À l’heure où les journées s’enchaînent au rythme des notifications et des urgences, une révolution douce est en train de se glisser dans nos cuisines. Loin des tendances diététiques trop rigides ou des plats ultra-transformés à réchauffer en trois minutes, un retour au bon sens culinaire s’opère. Il ne s’agit plus seulement de manger sainement, mais de manger pleinement, avec attention, plaisir et lenteur. Un acte simple, ancestral, que beaucoup redécouvrent : manger en conscience.
Ce n’est ni un régime, ni une discipline stricte. C’est une manière d’habiter l’instant à travers l’alimentation. Manger en conscience, c’est prendre le temps de s’arrêter, de respirer, d’observer ce qu’il y a dans son assiette, d’en ressentir les arômes, la texture, la chaleur. C’est écouter sa faim, repérer sa satiété, savourer chaque bouchée sans distraction.
Dans un monde où tout doit aller vite, ce geste est tout sauf anodin. Il redonne de la valeur au moment du repas, souvent relégué au second plan, coincé entre deux obligations. Pourtant, s’alimenter est l’un des seuls besoins fondamentaux que l’on peut transformer en moment de plaisir, de soin, de recentrage. Encore faut-il le décider.
Ce mouvement discret, porté à la fois par des thérapeutes, des nutritionnistes, mais aussi par des citoyens fatigués du “toujours plus”, commence à s’ancrer dans les habitudes. Il ne s’agit pas de tout révolutionner du jour au lendemain, mais d’intégrer de nouveaux réflexes : manger sans écran, poser sa fourchette entre deux bouchées, respirer avant d’ouvrir le frigo, cuisiner plus souvent, même simplement.
Les effets, eux, ne tardent pas à se faire sentir. Moins de ballonnements, moins de fringales, une digestion améliorée. Mais aussi, plus de plaisir, plus de clarté mentale, et souvent, un rapport plus apaisé au corps. Car derrière l’alimentation consciente, il y a une question essentielle : et si l’on arrêtait de se battre contre son assiette pour recommencer à dialoguer avec elle ?
Cette approche fait également écho à une tendance plus large : celle du ralentissement. À travers le mouvement du slow food, initié en Italie dans les années 80, mais aussi à travers le succès grandissant des potagers urbains, des recettes de saison, des marchés locaux… on sent un vrai désir de retour au vrai, au simple, au proche. Cuisiner devient un acte de résistance douce. Une manière de reprendre la main sur ce que l’on consomme, et sur la manière dont on le consomme.
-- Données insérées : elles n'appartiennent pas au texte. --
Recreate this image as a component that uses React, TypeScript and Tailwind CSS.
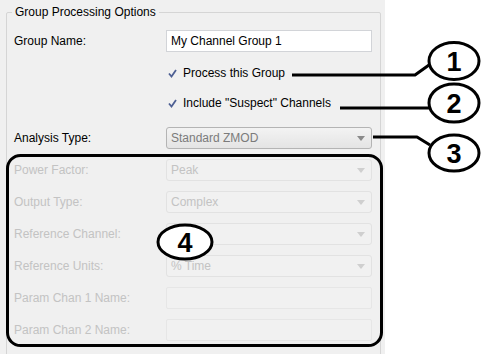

Redécouvrir la cuisine maison, ce n’est pas forcément passer des heures derrière les fourneaux. C’est oser l’imperfection, l’intuition, le plaisir de couper des légumes frais, d’improviser un plat avec ce qu’on a, d’ajouter une pincée de cannelle juste parce que l’odeur nous rappelle l’enfance. C’est faire de chaque repas une petite célébration, même sans grande occasion.
Manger en conscience n’est pas une mode, c’est un retour à une sagesse que l’on a perdue de vue. Celle qui dit que se nourrir est un geste sacré. Que la qualité de notre énergie dépend de ce que nous mettons dans notre corps, mais aussi de l’attention que nous y mettons. Dans un monde qui surconsomme, ralentir pour apprécier redevient un luxe — accessible, doux, profondément humain.